- WRITTEN REQUEST: From the entries below, copy every line holding the word "screenshot".

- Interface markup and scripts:
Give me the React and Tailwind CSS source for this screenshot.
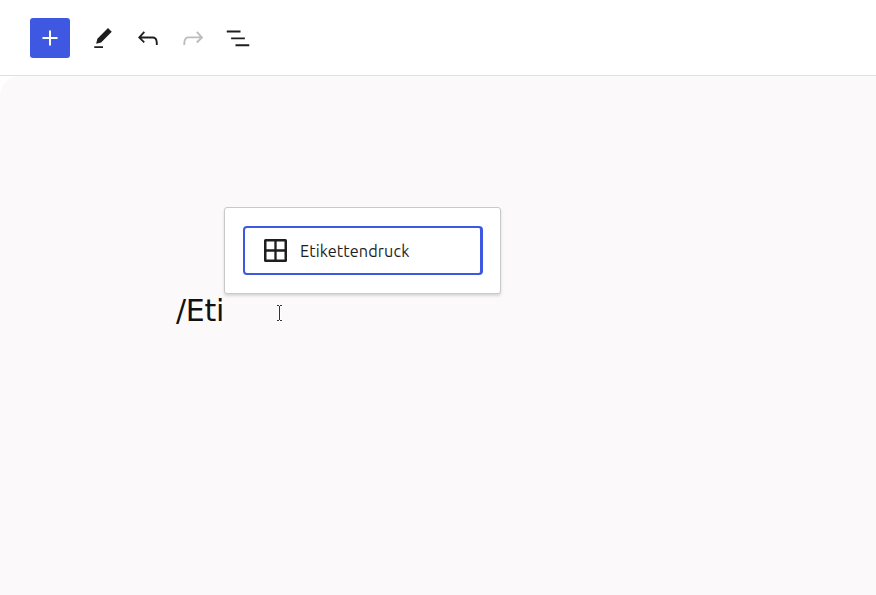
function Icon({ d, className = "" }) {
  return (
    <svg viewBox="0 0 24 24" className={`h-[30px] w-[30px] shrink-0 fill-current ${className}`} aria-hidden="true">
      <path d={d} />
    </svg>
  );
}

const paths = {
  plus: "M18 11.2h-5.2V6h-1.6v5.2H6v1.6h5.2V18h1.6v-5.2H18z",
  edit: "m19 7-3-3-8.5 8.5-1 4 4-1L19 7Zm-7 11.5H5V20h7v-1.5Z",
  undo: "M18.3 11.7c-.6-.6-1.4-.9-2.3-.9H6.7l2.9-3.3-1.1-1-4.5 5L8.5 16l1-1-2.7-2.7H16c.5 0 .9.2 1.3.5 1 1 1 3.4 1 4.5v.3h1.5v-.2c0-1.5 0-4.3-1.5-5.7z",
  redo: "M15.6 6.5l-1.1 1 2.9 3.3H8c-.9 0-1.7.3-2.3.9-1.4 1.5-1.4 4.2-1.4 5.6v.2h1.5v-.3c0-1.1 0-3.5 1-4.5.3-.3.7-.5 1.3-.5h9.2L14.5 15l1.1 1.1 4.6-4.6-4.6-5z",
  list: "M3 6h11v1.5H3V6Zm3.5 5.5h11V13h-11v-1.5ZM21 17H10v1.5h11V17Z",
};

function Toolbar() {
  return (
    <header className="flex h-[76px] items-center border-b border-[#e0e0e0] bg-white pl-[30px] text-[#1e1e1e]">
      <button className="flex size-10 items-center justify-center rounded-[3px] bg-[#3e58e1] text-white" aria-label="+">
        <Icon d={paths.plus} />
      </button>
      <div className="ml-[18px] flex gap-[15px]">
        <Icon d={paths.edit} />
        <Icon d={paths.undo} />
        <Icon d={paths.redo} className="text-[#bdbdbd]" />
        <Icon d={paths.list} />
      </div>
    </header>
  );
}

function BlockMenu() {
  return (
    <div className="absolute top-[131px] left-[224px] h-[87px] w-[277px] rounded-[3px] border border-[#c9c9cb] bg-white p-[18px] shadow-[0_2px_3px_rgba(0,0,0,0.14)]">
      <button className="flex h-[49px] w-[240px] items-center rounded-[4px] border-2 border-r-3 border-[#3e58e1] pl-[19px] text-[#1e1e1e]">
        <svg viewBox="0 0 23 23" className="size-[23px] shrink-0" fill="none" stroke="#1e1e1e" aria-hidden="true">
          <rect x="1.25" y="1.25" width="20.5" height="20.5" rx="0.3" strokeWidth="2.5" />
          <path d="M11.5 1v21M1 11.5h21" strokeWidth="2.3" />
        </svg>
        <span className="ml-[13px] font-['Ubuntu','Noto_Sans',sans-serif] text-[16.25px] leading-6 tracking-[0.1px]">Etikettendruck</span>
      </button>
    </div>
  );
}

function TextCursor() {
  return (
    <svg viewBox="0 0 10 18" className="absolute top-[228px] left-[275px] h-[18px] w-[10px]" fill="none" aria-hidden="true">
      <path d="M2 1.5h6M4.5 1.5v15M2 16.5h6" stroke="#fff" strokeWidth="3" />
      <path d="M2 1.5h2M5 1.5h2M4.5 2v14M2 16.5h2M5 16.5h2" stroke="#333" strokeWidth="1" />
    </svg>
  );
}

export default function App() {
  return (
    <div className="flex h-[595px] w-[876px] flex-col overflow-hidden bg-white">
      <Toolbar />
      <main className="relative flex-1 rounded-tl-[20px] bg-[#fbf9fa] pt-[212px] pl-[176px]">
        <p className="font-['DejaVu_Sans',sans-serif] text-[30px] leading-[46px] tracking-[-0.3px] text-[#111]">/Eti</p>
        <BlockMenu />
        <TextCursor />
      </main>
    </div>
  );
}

...

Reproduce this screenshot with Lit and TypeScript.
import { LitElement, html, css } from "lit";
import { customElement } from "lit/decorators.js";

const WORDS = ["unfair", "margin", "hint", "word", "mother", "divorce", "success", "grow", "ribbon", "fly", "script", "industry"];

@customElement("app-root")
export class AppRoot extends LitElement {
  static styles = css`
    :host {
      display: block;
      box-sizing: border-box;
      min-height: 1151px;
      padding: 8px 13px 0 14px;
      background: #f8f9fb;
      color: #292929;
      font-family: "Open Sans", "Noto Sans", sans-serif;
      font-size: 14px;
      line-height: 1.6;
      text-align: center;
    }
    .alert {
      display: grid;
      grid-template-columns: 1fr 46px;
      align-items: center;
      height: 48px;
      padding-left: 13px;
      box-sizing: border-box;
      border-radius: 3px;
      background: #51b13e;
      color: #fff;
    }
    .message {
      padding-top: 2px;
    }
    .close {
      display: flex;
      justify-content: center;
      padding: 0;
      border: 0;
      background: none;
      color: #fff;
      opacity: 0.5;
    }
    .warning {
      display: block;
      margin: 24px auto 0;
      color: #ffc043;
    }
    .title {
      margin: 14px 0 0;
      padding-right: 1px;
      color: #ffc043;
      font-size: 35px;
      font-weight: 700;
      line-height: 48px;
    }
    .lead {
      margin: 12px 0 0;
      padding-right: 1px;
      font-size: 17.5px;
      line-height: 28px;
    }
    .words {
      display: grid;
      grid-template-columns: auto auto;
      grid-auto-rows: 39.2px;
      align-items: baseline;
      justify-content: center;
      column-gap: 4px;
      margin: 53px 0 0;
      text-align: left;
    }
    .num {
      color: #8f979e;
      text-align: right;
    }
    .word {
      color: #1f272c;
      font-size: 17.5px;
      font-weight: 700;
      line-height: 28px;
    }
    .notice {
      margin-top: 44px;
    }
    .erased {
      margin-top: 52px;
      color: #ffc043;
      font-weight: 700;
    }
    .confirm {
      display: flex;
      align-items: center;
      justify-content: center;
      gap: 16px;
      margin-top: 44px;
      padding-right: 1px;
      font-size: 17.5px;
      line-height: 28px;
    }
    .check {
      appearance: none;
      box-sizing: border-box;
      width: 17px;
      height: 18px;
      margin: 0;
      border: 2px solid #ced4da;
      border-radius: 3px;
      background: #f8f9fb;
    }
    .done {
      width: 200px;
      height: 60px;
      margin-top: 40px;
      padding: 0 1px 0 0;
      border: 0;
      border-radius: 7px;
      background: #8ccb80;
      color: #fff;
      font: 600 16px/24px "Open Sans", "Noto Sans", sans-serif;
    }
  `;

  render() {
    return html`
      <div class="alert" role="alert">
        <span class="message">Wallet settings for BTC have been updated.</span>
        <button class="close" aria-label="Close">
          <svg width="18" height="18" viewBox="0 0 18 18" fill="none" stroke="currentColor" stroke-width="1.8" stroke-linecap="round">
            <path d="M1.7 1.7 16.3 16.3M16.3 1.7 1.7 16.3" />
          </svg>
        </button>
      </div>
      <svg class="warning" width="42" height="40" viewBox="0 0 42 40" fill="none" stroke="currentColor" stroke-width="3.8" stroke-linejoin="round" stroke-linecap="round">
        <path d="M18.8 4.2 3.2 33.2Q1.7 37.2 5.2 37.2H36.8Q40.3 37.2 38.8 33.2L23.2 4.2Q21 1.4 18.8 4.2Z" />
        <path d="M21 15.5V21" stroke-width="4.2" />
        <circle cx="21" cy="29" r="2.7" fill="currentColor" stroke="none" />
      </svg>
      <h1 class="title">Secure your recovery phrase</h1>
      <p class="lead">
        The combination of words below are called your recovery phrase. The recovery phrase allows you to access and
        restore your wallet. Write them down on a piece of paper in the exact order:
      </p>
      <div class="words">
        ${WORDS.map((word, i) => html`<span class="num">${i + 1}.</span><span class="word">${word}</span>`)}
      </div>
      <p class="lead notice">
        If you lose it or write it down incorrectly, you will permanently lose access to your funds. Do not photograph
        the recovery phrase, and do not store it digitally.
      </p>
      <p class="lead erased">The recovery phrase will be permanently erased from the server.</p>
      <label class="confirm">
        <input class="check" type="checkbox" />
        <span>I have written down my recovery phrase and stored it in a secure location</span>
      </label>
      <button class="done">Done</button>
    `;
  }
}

- PROBLEM SOLUTION:
Give me the React and Tailwind CSS source for this screenshot.
Reproduce this screenshot with Lit and TypeScript.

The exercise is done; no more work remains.